>> Start Source material

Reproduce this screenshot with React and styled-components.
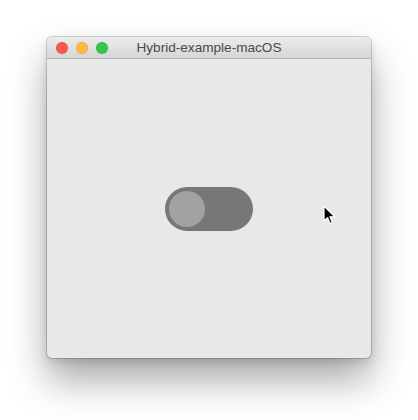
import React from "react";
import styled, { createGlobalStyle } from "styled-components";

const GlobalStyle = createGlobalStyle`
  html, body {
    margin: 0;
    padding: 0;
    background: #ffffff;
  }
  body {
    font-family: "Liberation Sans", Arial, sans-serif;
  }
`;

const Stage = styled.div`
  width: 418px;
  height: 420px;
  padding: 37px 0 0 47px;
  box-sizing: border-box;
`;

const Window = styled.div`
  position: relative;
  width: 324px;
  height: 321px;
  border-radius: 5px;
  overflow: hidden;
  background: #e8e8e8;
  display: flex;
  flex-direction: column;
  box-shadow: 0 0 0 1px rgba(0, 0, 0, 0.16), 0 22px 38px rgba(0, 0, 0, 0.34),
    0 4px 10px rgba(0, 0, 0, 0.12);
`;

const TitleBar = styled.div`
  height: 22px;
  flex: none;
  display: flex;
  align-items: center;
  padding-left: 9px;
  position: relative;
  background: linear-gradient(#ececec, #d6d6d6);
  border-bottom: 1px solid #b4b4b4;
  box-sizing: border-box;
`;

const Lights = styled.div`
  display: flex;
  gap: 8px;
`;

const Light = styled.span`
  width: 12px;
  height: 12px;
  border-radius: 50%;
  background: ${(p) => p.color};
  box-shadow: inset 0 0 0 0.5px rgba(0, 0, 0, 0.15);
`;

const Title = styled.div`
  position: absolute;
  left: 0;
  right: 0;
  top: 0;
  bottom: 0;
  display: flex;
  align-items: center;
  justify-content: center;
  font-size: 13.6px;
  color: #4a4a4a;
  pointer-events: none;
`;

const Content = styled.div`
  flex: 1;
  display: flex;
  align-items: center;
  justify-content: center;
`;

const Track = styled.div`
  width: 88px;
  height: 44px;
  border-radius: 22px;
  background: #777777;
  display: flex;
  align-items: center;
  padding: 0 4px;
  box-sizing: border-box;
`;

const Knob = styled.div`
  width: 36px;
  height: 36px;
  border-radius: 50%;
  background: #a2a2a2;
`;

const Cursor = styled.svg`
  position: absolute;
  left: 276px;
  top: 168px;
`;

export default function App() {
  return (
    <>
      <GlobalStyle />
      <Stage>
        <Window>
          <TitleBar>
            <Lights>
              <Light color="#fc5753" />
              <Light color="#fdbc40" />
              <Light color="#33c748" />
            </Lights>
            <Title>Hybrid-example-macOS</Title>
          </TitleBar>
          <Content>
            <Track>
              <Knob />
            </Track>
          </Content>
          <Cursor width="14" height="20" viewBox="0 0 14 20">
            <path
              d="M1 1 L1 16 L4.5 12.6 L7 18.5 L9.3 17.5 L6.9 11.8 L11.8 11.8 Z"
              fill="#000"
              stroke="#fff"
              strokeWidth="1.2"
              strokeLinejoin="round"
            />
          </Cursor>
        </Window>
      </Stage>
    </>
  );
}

>> End Source material

- [Task directions] Leaving the pictures aside, transcribe the entire listing exactly.

- [Answer to the task]
Reproduce this screenshot with React and styled-components.
import React from "react";
import styled, { createGlobalStyle } from "styled-components";

const GlobalStyle = createGlobalStyle`
  html, body {
    margin: 0;
    padding: 0;
    background: #ffffff;
  }
  body {
    font-family: "Liberation Sans", Arial, sans-serif;
  }
`;

const Stage = styled.div`
  width: 418px;
  height: 420px;
  padding: 37px 0 0 47px;
  box-sizing: border-box;
`;

const Window = styled.div`
  position: relative;
  width: 324px;
  height: 321px;
  border-radius: 5px;
  overflow: hidden;
  background: #e8e8e8;
  display: flex;
  flex-direction: column;
  box-shadow: 0 0 0 1px rgba(0, 0, 0, 0.16), 0 22px 38px rgba(0, 0, 0, 0.34),
    0 4px 10px rgba(0, 0, 0, 0.12);
`;

const TitleBar = styled.div`
  height: 22px;
  flex: none;
  display: flex;
  align-items: center;
  padding-left: 9px;
  position: relative;
  background: linear-gradient(#ececec, #d6d6d6);
  border-bottom: 1px solid #b4b4b4;
  box-sizing: border-box;
`;

const Lights = styled.div`
  display: flex;
  gap: 8px;
`;

const Light = styled.span`
  width: 12px;
  height: 12px;
  border-radius: 50%;
  background: ${(p) => p.color};
  box-shadow: inset 0 0 0 0.5px rgba(0, 0, 0, 0.15);
`;

const Title = styled.div`
  position: absolute;
  left: 0;
  right: 0;
  top: 0;
  bottom: 0;
  display: flex;
  align-items: center;
  justify-content: center;
  font-size: 13.6px;
  color: #4a4a4a;
  pointer-events: none;
`;

const Content = styled.div`
  flex: 1;
  display: flex;
  align-items: center;
  justify-content: center;
`;

const Track = styled.div`
  width: 88px;
  height: 44px;
  border-radius: 22px;
  background: #777777;
  display: flex;
  align-items: center;
  padding: 0 4px;
  box-sizing: border-box;
`;

const Knob = styled.div`
  width: 36px;
  height: 36px;
  border-radius: 50%;
  background: #a2a2a2;
`;

const Cursor = styled.svg`
  position: absolute;
  left: 276px;
  top: 168px;
`;

export default function App() {
  return (
    <>
      <GlobalStyle />
      <Stage>
        <Window>
          <TitleBar>
            <Lights>
              <Light color="#fc5753" />
              <Light color="#fdbc40" />
              <Light color="#33c748" />
            </Lights>
            <Title>Hybrid-example-macOS</Title>
          </TitleBar>
          <Content>
            <Track>
              <Knob />
            </Track>
          </Content>
          <Cursor width="14" height="20" viewBox="0 0 14 20">
            <path
              d="M1 1 L1 16 L4.5 12.6 L7 18.5 L9.3 17.5 L6.9 11.8 L11.8 11.8 Z"
              fill="#000"
              stroke="#fff"
              strokeWidth="1.2"
              strokeLinejoin="round"
            />
          </Cursor>
        </Window>
      </Stage>
    </>
  );
}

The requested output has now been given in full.